International career

When word of her success in Turin reached Britain, she was invited to sing the British premiere of La Traviata at Her Majesty's Theatre in London, where she appeared for the first time on May 24, 1856. In spite of the doubts raised by music critics about her technical skills as a singer, audiences received her exceedingly well and she "was adopted at once as the pet child of Her Majesty's Theatre". On June 26, Piccolomini appeared for the first time as Maria, in La figlia del reggimento, and on July 26 in Don Pasquale. Although these performances revealed her inexperience, critics praised her dramatic ability. Following her season in England, Picolomini sang in Dublin with great success.
Piccolomini's appearance in Paris in Traviata on December 6, 1856 was the first time the opera had been heard in France.

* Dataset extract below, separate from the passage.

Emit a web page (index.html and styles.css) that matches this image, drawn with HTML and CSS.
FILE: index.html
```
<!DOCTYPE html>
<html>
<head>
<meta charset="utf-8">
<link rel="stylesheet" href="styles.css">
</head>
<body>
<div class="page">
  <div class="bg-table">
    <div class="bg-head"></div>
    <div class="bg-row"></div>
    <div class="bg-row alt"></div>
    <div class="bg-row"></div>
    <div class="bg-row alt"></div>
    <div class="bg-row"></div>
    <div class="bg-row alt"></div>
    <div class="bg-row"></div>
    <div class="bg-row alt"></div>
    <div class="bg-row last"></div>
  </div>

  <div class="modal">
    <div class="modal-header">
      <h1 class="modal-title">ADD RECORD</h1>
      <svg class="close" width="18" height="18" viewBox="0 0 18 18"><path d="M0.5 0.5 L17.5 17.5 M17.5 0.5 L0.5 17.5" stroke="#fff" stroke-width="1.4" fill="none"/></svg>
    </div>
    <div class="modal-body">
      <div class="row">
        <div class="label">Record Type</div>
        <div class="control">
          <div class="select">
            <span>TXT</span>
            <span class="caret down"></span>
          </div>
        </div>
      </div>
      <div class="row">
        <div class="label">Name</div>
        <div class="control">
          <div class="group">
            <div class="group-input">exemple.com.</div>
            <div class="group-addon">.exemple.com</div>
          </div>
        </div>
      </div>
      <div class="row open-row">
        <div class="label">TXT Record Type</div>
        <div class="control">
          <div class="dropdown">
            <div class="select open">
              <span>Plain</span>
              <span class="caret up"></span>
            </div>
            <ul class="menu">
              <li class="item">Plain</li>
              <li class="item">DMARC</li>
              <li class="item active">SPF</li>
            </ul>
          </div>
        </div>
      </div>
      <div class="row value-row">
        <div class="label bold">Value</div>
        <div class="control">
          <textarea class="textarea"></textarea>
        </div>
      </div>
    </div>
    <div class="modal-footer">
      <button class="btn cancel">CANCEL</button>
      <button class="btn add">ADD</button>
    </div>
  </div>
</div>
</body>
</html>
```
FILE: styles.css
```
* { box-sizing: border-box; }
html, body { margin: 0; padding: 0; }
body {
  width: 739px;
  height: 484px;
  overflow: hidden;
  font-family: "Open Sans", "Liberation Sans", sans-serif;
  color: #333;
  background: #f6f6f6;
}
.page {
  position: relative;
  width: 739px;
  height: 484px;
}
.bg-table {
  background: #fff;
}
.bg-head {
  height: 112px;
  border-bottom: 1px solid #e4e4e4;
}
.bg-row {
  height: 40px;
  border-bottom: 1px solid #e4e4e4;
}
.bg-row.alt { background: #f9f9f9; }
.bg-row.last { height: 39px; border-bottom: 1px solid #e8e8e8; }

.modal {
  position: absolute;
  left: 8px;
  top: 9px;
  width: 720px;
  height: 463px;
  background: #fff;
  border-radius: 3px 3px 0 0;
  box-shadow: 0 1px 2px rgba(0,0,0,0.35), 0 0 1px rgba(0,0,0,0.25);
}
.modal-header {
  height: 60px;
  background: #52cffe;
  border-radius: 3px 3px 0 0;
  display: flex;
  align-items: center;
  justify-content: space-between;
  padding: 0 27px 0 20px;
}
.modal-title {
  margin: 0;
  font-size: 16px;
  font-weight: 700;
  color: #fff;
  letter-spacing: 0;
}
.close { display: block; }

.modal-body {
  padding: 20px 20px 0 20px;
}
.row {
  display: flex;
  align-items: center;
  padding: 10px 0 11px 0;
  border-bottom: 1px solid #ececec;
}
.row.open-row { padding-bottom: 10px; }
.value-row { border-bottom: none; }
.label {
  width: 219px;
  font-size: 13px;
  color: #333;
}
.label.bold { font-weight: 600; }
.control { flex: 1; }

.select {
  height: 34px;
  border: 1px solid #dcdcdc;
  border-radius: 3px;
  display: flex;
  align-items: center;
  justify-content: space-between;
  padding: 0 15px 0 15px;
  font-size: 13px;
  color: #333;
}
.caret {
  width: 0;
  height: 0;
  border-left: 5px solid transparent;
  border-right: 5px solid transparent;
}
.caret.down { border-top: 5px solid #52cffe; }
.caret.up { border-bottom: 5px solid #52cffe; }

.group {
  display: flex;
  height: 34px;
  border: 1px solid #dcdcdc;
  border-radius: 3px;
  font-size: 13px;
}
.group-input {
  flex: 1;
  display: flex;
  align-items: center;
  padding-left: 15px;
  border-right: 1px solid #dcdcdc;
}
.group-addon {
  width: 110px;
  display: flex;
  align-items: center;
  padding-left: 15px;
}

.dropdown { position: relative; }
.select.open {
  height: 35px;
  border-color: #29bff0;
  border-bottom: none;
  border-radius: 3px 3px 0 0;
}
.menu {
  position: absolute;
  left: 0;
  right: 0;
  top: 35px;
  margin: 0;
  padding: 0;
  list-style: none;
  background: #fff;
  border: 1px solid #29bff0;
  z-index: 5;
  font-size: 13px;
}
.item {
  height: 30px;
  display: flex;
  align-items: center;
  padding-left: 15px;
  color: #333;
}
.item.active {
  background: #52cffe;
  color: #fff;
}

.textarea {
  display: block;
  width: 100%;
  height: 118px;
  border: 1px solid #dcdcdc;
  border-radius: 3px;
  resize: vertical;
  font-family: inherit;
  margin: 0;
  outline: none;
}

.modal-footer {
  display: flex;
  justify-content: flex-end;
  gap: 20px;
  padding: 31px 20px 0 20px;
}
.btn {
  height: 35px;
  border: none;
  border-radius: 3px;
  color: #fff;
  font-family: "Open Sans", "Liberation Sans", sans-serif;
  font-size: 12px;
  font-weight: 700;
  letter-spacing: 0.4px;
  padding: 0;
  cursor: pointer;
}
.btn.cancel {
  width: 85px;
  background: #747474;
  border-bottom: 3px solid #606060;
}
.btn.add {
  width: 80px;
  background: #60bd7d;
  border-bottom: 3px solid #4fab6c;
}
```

Verdi tried to stop the opera from being performed at Théâtre des Italiens owing to lack of copyright for his operas in France at the time, also supporting the claims of the French holder of the rights on Alexandre Dumas's La Dame aux camélias, but without success. Again, while critics remarked on the limitations of her voice and singing, they praised her natural talent and stage presence. When the Empress Eugénie heard that she had missed the most talked-about premiere in Paris, she sent word to Calzado, the director of the theatre, and a command performance was arranged for the Emperor and her.
Piccolomini returned to the United Kingdom on April 21, 1857, and performed in La figlia del reggimento again and also in Don Giovanni, Lucia di Lammermoor and Le Nozze di Figaro. She had been working hard to improve her technique as a result of the criticism she had received the year before. She then made a provincial tour which included Liverpool, Manchester, Birmingham, Glasgow, Edinburgh, Bath, Bristol, Cheltenham, Brighton, and other places. Then she repaired again to Dublin. In November and December she went with Giuglini on a starring tour through Holland and Germany.

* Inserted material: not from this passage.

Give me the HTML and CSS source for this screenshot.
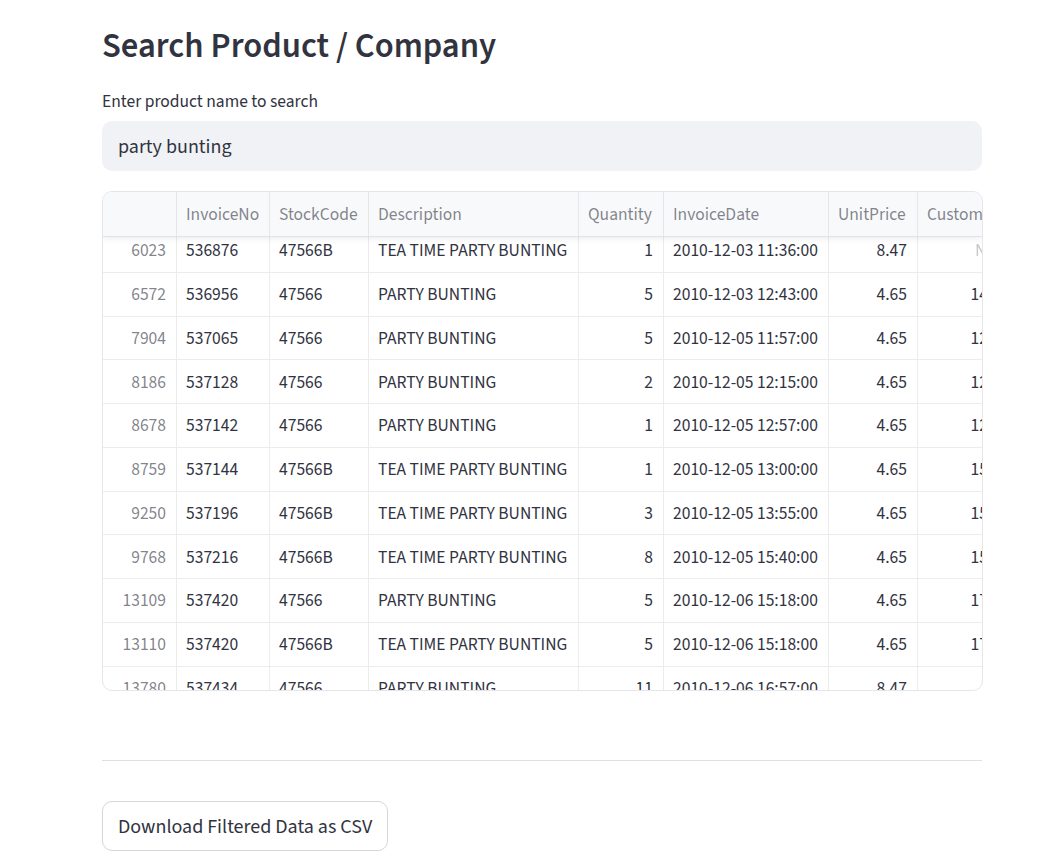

In 1858 Mademoiselle Piccolomini took part both in the first experimental winter season of Her Majesty's Theatre and in the ordinary one, revisiting some of her repertoire roles and premiering La zingara, a highly successful Italian version of Balfe's The Bohemian Girl, and Verdi's Luisa Miller, which was not however so warmly welcome. She also performed for the first time Amina in La sonnambula by Vincenzo Bellini and Serpina in La serva padrona by Giovanni Paisiello.

during her American tour
Daguerreotype by Jeremiah Gurney
After her usual tour around the provinces and in Dublin, in October she left for the United States, where she debuted at the New York Academy of Music with her favourite La Traviata, and then moved to Philadelphia and several other large American cities, proposing her repertoire of operas by Verdi, Donizetti, Paisiello and Mozart, and enjoying almost as much success as in London.

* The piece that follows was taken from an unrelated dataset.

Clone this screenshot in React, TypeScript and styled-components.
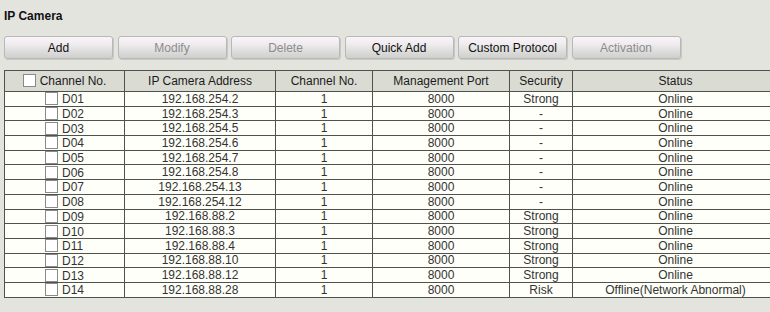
import styled, { createGlobalStyle } from 'styled-components'

const GlobalStyle = createGlobalStyle`
  html, body {
    margin: 0;
    padding: 0;
    background: #e3e4de;
    overflow: hidden;
  }
  body {
    font-family: 'Liberation Sans', Arial, sans-serif;
    font-size: 12px;
  }
`

const Page = styled.div`
  width: 770px;
  height: 312px;
  padding: 9px 0 0 4px;
  box-sizing: border-box;
`

const Title = styled.div`
  font-weight: 700;
  font-size: 12px;
  line-height: 14px;
  color: #111;
`

const Toolbar = styled.div`
  display: flex;
  gap: 4.5px;
  margin-top: 13px;
`

const Button = styled.button<{ disabled?: boolean }>`
  width: 109px;
  height: 23px;
  padding: 0;
  border: 1px solid #b9b8b9;
  border-radius: 3px;
  background: linear-gradient(#f8f4f8 0%, #efebef 35%, #dcdcda 70%, #cfd0cd 100%);
  box-shadow: 1px 1px 0 #c8c9c4;
  font-family: 'Liberation Sans', Arial, sans-serif;
  font-size: 12px;
  color: ${({ disabled }) => (disabled ? '#8c8c8c' : '#111')};
  cursor: ${({ disabled }) => (disabled ? 'default' : 'pointer')};
`

const Table = styled.table`
  margin-top: 11px;
  width: 768px;
  border-collapse: collapse;
  table-layout: fixed;
  color: #333;
`

const HeadCell = styled.th<{ w: number }>`
  width: ${({ w }) => w}px;
  height: 20px;
  padding: 0;
  background: #dadcd4;
  border: 1px solid #4f524d;
  font-weight: 400;
  color: #1a1a1a;
  text-align: center;
  white-space: nowrap;
`

const Row = styled.tr`
  height: 14.2px;
`

const Cell = styled.td<{ left?: boolean }>`
  padding: 0 0 0 ${({ left }) => (left ? '40px' : '0')};
  background: #fffff9;
  border: 1px solid #4f524d;
  line-height: 12px;
  height: 13.7px;
  text-align: ${({ left }) => (left ? 'left' : 'center')};
  white-space: nowrap;
`

const Check = styled.span`
  display: inline-block;
  width: 11px;
  height: 11px;
  border: 1px solid #8a8a88;
  background: #fff;
  vertical-align: -2px;
  margin-right: 4px;
`

const buttons = [
  { label: 'Add', disabled: false },
  { label: 'Modify', disabled: true },
  { label: 'Delete', disabled: true },
  { label: 'Quick Add', disabled: false },
  { label: 'Custom Protocol', disabled: false },
  { label: 'Activation', disabled: true },
]

const cameras = [
  ['D01', '192.168.254.2', 'Strong', 'Online'],
  ['D02', '192.168.254.3', '-', 'Online'],
  ['D03', '192.168.254.5', '-', 'Online'],
  ['D04', '192.168.254.6', '-', 'Online'],
  ['D05', '192.168.254.7', '-', 'Online'],
  ['D06', '192.168.254.8', '-', 'Online'],
  ['D07', '192.168.254.13', '-', 'Online'],
  ['D08', '192.168.254.12', '-', 'Online'],
  ['D09', '192.168.88.2', 'Strong', 'Online'],
  ['D10', '192.168.88.3', 'Strong', 'Online'],
  ['D11', '192.168.88.4', 'Strong', 'Online'],
  ['D12', '192.168.88.10', 'Strong', 'Online'],
  ['D13', '192.168.88.12', 'Strong', 'Online'],
  ['D14', '192.168.88.28', 'Risk', 'Offline(Network Abnormal)'],
]

export default function App() {
  return (
    <Page>
      <GlobalStyle />
      <Title>IP Camera</Title>
      <Toolbar>
        {buttons.map(b => (
          <Button key={b.label} disabled={b.disabled}>
            {b.label}
          </Button>
        ))}
      </Toolbar>
      <Table>
        <thead>
          <tr>
            <HeadCell w={119}>
              <Check />
              Channel No.
            </HeadCell>
            <HeadCell w={150}>IP Camera Address</HeadCell>
            <HeadCell w={96}>Channel No.</HeadCell>
            <HeadCell w={136}>Management Port</HeadCell>
            <HeadCell w={62}>Security</HeadCell>
            <HeadCell w={205}>Status</HeadCell>
          </tr>
        </thead>
        <tbody>
          {cameras.map(([id, ip, security, status]) => (
            <Row key={id}>
              <Cell left>
                <Check />
                {id}
              </Cell>
              <Cell>{ip}</Cell>
              <Cell>1</Cell>
              <Cell>8000</Cell>
              <Cell>{security}</Cell>
              <Cell>{status}</Cell>
            </Row>
          ))}
        </tbody>
      </Table>
    </Page>
  )
}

In June 1859 she returned to London, appearing at the Theatre Royal, Drury Lane in sixteen or seventeen performances, the last of which being her debut in Il trovatore. After touring around the provinces as usual, she finally returned to Italy.

Marriage and retirement

In April 1860 she was persuaded by Fabio Campana's entreaties to appear for the last time at Her Majesty's Theatre in the premiere of his Almina, and the following month she married the Marquis Francesco Caetani della Fargna, settling in Florence. Thereafter she retired from the stage, taking part only in rare charity concerts or making courtesy appearances. In 1863, however, she heard of the preparations in London for some benefit concerts in honour of Benjamin Lumley, the former impresario of Her Majesty's Theatre, who had launched her international career seven years before and who was by then ruined. Driven by gratitude, she decided on her own initiative to make the long journey to London and took part in the performances which, given the unavailability of Her Majesty's Theatre, had to be held at the Drury Lane.
Marquise Caetani della Fargna died of pneumonia on 11 December 1899 at her villa in Florence. She is interred in the at the Basilica di San Miniato al Monte.